On Monday, 4-H and FFA animal judging begins, and the evening is highlighted by the Farmer’s Class Tractor Pull and ITPA Truck Pull, starting at 6:30 p.m., in the main arena.

Tuesday continues with animal judging all day, the open class horse show at 6 p.m., an antique tractor pull at 7 p.m., and 4×4 street truck and 10,000 pound ISPA tractor pulls, also at 7 p.m.

Wednesday morning features one of the fair’s most popular events for kids – the rooster crowing contest. Roosters of all shapes and sizes compete to see who can crow the most. That evening is the popular Figure 8 race, in which the brave drivers of small and large cars and small trucks try to navigate a figure 8 in the main arena while dodging walls, barricades and each other to be the first to complete their laps.

Thursday is carnival armband night, when kids who have purchased armbands at any of the several locations selling them around the county, or at the gate, can enjoy unlimited rides while their parents enjoy the music of Butch Wax and Hollywoods, presented by HTC. In the evening, the always popular 4-H livestock auction takes place at 6 p.m., when poultry, rabbits, cattle, goats, lamb and swine will be auctioned to the highest bidders. Proceeds from the auction benefit local 4-H and youth programs.

And for the first time, a Budweiser Clydesdale will make an appearance from 6 to 8 p.m. on Thursday while country radio station WIL 92.3 FM will broadcast live from the fair that same night. Admission is free all day and evening.

Friday’s feature event is the demolition derby, which draws some of the biggest and most enthusiastic crowds of the fair as they root for – and sometimes against – large and small cars. New to this year’s derby will be a Pro-Mod class, which features more specialized cars than other classes. Those wanting to participate in this or any other class of this year’s derby can still sign up until the day of the event.

On Saturday, the fair begins to wind down, but not before the heavy horse show, mule show, and heavy horse and mule hitch classes. The evening event is the ITPA truck and tractor pull starting at 6 p.m., with live music in the beer pavilion until midnight.

The week wraps up Sunday with mini horse and mini donkey judging at 10:30 a.m., carnival armband day from 4 to 9 p.m., and FFA Fun Night at 6:30 p.m., in the main arena.

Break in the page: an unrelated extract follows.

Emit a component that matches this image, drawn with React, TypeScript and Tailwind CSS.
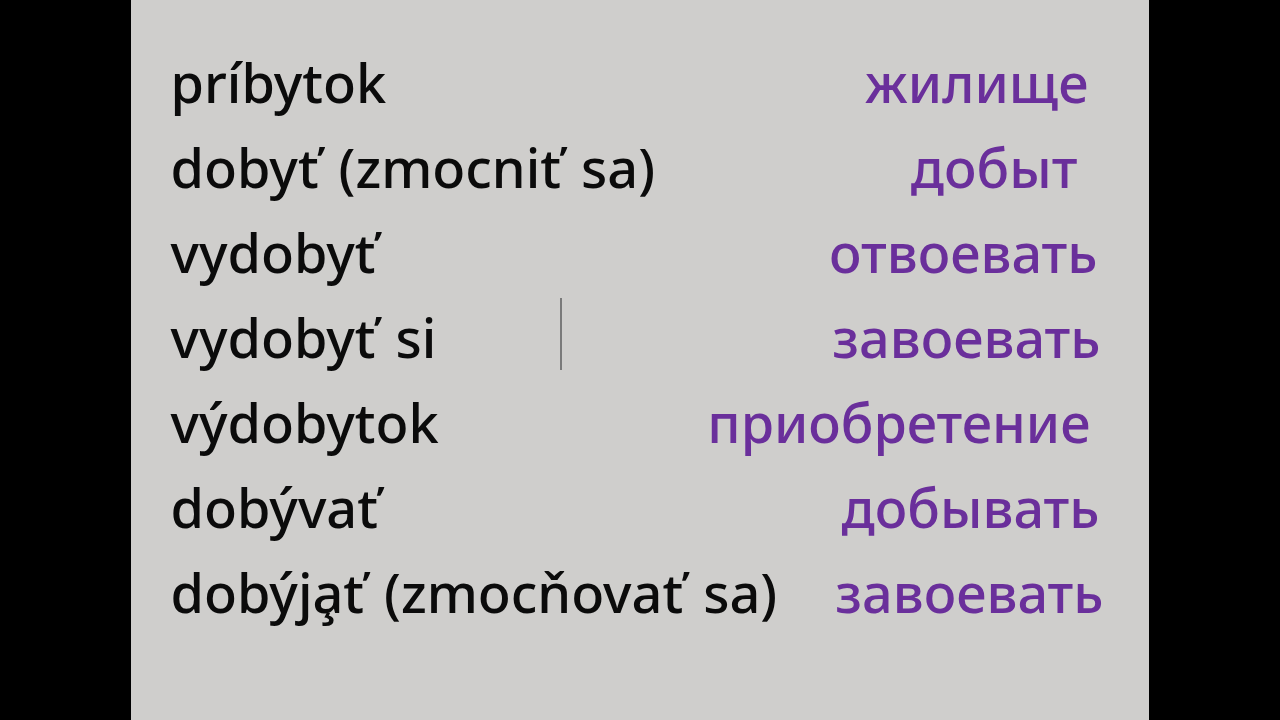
const rows = [
  { sk: 'príbytok', ru: 'жилище', mr: 'mr-[15px]' },
  { sk: 'dobyť (zmocniť sa)', ru: 'добыт', mr: 'mr-[26px]' },
  { sk: 'vydobyť', ru: 'отвоевать', mr: 'mr-[6px]' },
  { sk: 'vydobyť si', ru: 'завоевать', mr: 'mr-[3px]' },
  { sk: 'výdobytok', ru: 'приобретение', mr: 'mr-[13px]' },
  { sk: 'dobývať', ru: 'добывать', mr: 'mr-[4px]' },
  { sk: 'dobýja\u0327ť (zmocňovať sa)', ru: 'завоевать', mr: 'mr-0' },
];

const App = () => {
  return (
    <div className="w-[1280px] h-[720px] bg-black flex justify-center overflow-hidden">
      <div className="relative w-[1018px] h-full bg-[#cfcecc] ml-[-1px] pl-[40px] pr-[45px] pt-[40px] font-['Noto_Sans',sans-serif] font-medium text-[54px] leading-[85px] [word-spacing:6px]">
        {rows.map((row, i) => (
          <div key={i} className="flex justify-between">
            <span className="text-[#0b0b0b] whitespace-nowrap">{row.sk}</span>
            <span className={`text-[#6a2f9b] whitespace-nowrap ${row.mr}`}>{row.ru}</span>
          </div>
        ))}
        {/* stray divider */}
        <div className="absolute left-[429px] top-[298px] w-[2px] h-[72px] bg-[#7a7a7a]" />
      </div>
    </div>
  );
};

export default App;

Admission is free every day until 3 p.m., then varies by evening.

County fairs across Illinois are shuttering their arenas as state funding for the events is reduced and interest in the livestock competitions dwindles.

But the Monroe County Fair remains self-sustaining, even in light of drastically reduced state funds, and continues to see attendance numbers and entries holding strong.

By law, the state is supposed to pay a 66 2/3 percent premium reimbursement for county fairs. Right now, the state is only paying out about 17 percent.

“That spread is just getting too large for some county fairs to keep going,” Obernagel said. “Thankfully, we feel ours will survive due to its solid attendance from year to year and all of the volunteers who take their time to help.”